Given entries:
"""

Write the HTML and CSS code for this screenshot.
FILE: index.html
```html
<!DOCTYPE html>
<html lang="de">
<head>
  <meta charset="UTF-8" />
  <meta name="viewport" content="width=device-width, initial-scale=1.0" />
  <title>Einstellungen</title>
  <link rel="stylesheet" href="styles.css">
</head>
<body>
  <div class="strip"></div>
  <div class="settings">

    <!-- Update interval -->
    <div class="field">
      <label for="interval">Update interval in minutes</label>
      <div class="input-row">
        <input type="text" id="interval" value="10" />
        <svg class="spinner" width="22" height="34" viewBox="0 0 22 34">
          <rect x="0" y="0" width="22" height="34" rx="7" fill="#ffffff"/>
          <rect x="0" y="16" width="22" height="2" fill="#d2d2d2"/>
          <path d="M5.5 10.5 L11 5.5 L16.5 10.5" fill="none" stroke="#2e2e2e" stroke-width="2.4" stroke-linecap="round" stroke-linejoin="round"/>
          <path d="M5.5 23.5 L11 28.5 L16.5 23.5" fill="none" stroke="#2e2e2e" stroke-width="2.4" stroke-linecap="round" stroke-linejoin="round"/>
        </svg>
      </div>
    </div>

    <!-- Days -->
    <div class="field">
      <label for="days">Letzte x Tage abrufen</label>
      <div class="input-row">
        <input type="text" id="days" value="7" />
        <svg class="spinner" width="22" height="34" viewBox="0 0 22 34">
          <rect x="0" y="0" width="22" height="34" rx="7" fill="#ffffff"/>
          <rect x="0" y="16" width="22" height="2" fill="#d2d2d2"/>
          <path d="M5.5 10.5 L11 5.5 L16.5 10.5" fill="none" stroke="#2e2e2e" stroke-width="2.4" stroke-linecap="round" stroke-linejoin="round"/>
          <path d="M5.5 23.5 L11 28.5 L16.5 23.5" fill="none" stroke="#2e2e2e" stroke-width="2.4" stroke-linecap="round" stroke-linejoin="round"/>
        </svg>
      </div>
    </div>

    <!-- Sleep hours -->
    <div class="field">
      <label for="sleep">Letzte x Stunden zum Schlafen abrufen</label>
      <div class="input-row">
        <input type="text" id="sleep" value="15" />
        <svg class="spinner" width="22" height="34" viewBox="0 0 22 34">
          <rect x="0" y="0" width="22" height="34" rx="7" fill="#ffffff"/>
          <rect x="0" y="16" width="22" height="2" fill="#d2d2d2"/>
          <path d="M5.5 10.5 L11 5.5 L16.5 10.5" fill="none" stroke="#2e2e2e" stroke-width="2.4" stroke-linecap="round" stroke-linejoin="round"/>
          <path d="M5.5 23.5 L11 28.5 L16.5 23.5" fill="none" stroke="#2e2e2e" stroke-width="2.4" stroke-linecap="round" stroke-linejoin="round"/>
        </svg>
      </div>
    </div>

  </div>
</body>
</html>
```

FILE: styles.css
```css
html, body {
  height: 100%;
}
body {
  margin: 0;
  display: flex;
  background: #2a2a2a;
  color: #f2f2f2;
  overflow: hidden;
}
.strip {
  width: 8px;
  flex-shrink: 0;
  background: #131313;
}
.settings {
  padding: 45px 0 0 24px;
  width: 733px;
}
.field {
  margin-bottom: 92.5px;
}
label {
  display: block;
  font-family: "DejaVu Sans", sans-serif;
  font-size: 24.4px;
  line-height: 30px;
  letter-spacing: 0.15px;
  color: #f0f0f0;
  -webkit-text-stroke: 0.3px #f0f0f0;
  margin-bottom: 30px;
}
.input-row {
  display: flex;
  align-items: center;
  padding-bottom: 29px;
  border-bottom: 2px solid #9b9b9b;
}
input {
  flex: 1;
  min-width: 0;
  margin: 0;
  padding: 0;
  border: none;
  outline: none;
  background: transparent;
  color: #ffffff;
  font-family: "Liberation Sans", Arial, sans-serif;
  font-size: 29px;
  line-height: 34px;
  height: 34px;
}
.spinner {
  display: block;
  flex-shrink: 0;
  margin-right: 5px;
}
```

"""
"""

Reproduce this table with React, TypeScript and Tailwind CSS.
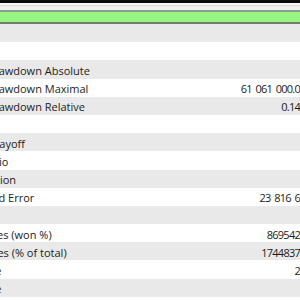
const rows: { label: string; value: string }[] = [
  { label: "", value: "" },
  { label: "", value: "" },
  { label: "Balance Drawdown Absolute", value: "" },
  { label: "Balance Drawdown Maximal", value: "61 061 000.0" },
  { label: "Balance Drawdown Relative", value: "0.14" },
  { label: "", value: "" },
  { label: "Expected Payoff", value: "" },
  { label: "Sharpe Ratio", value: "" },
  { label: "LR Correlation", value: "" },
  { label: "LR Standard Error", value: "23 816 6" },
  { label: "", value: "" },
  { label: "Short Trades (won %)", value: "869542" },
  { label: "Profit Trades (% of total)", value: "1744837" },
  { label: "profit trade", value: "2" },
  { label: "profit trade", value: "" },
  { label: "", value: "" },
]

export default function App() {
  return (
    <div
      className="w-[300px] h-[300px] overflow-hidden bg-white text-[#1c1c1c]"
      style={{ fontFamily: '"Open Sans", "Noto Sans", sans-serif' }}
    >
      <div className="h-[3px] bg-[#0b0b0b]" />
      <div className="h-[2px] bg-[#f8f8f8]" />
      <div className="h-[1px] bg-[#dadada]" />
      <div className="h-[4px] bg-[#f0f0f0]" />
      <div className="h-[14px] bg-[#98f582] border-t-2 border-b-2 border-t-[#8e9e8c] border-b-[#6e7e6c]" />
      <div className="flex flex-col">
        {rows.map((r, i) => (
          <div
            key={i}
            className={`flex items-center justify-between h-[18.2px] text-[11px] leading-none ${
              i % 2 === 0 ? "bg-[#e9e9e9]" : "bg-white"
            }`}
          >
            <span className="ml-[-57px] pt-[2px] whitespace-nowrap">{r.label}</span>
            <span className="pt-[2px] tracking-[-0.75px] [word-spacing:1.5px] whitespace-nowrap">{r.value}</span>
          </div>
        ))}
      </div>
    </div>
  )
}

"""

Requirement:
Find the lines of the material that hold the word "this" and report their count alone.

Task solution:
2